We concluded the conversation considering that alternative facts, fake evidence, data falsification and the whole world of media trends show that a certain level of systematic lack of accuracy has become endemic! the financial and communications markets seem often profiting from such systematic lack of accuracy as well - that contradicts any formal call or demand for it but for complaining about “data quality” when things go wrong or must address disappointing results. Perhaps we are ahead of the hype cycle.

What’s next

How we can possibly incentivise, nudge, direct people towards a change of perception and increase their will to see the other side of the coin, the half-full or half-empty part of the glass in respect of data accuracy?

A possibility consists in asking people to focus not yet on generic and abstract matters of quality - or wider or non ambiguous and clean datasets, or more open or more shared data - but on “just” some simple and measurable properties that in a particular context do constitute accurate data we can all perceive, agree and measure as such.

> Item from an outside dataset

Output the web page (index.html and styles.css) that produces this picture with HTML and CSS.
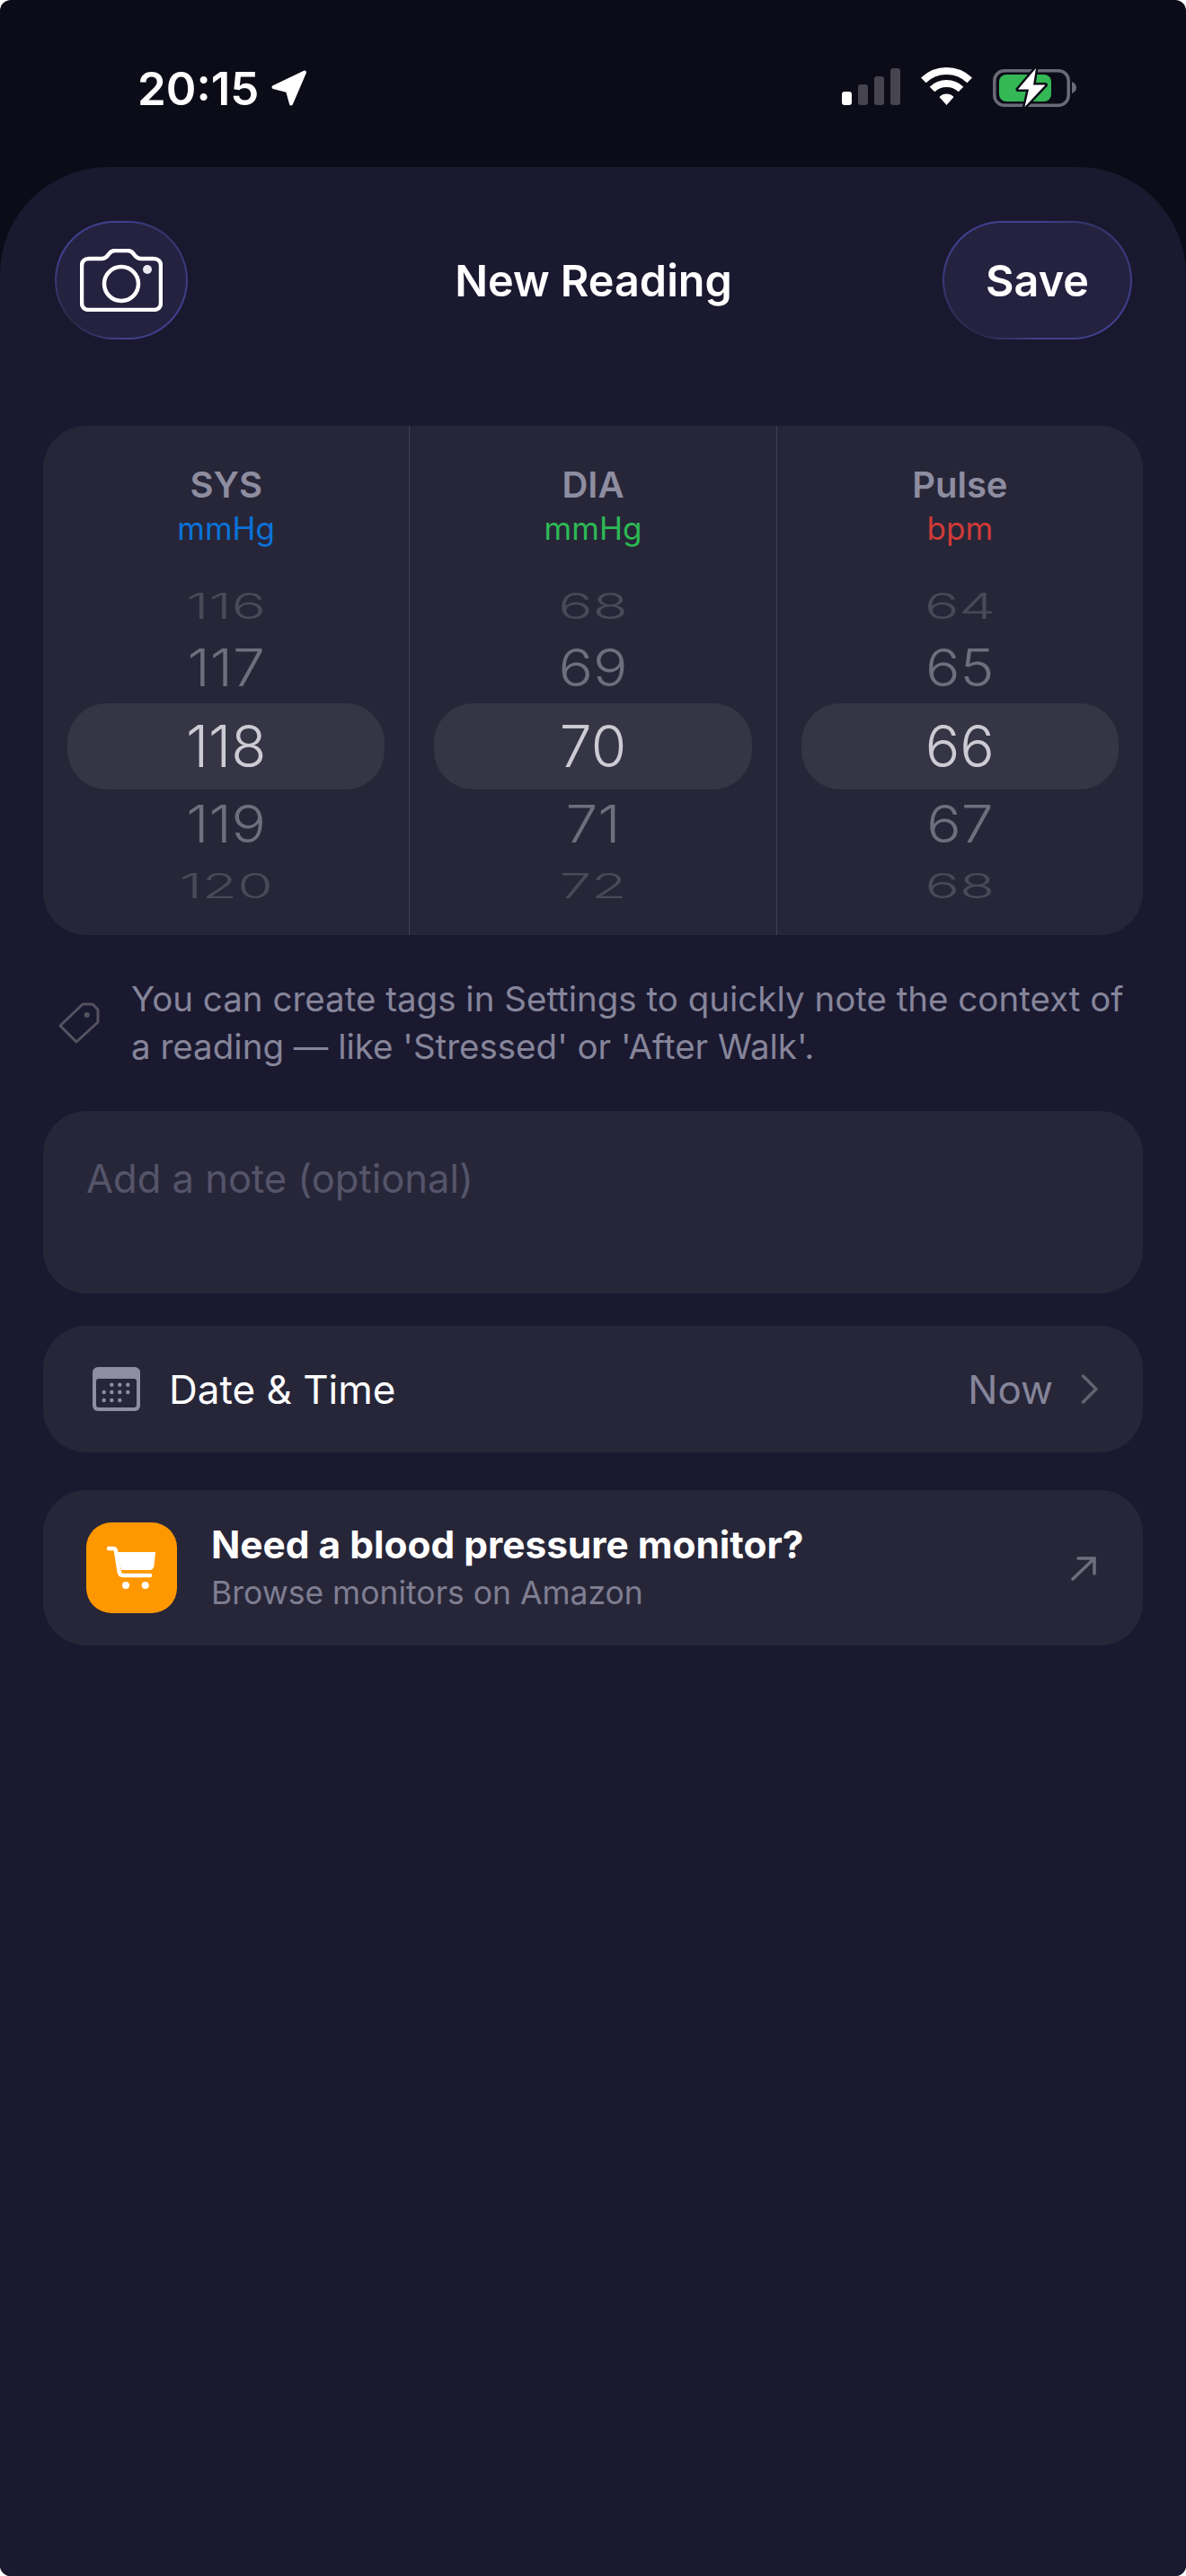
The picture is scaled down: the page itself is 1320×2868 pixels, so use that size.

Let’s forget the serendipity myth for a while.

We know since the 1990s that putting some products together on the supermarkets’ shelves increases consumptions. But having spotted such immensely useful pattern does not mean we understand why that really happens nor that we will be able to explain why at a certain point in time that association does not work anymore. The same is with innumerable scientific articles or policy stances that heavily relied on inferences or “good enough data” in the first place.

It is indeed by a new way of raising the bar for understanding and demonstrating causation via simple measurements and truth-values that people with all levels of abilities from all walks of life can change perceptions, judgements and behavioural patterns where data accuracy it absolutely critical for sense making.

Let’s make a connection between our aptitudes and data accuracy.

Perhaps machine learning developers should aim at this level of maturity in scoping, designing and then assessing the accuracy of algorithms too.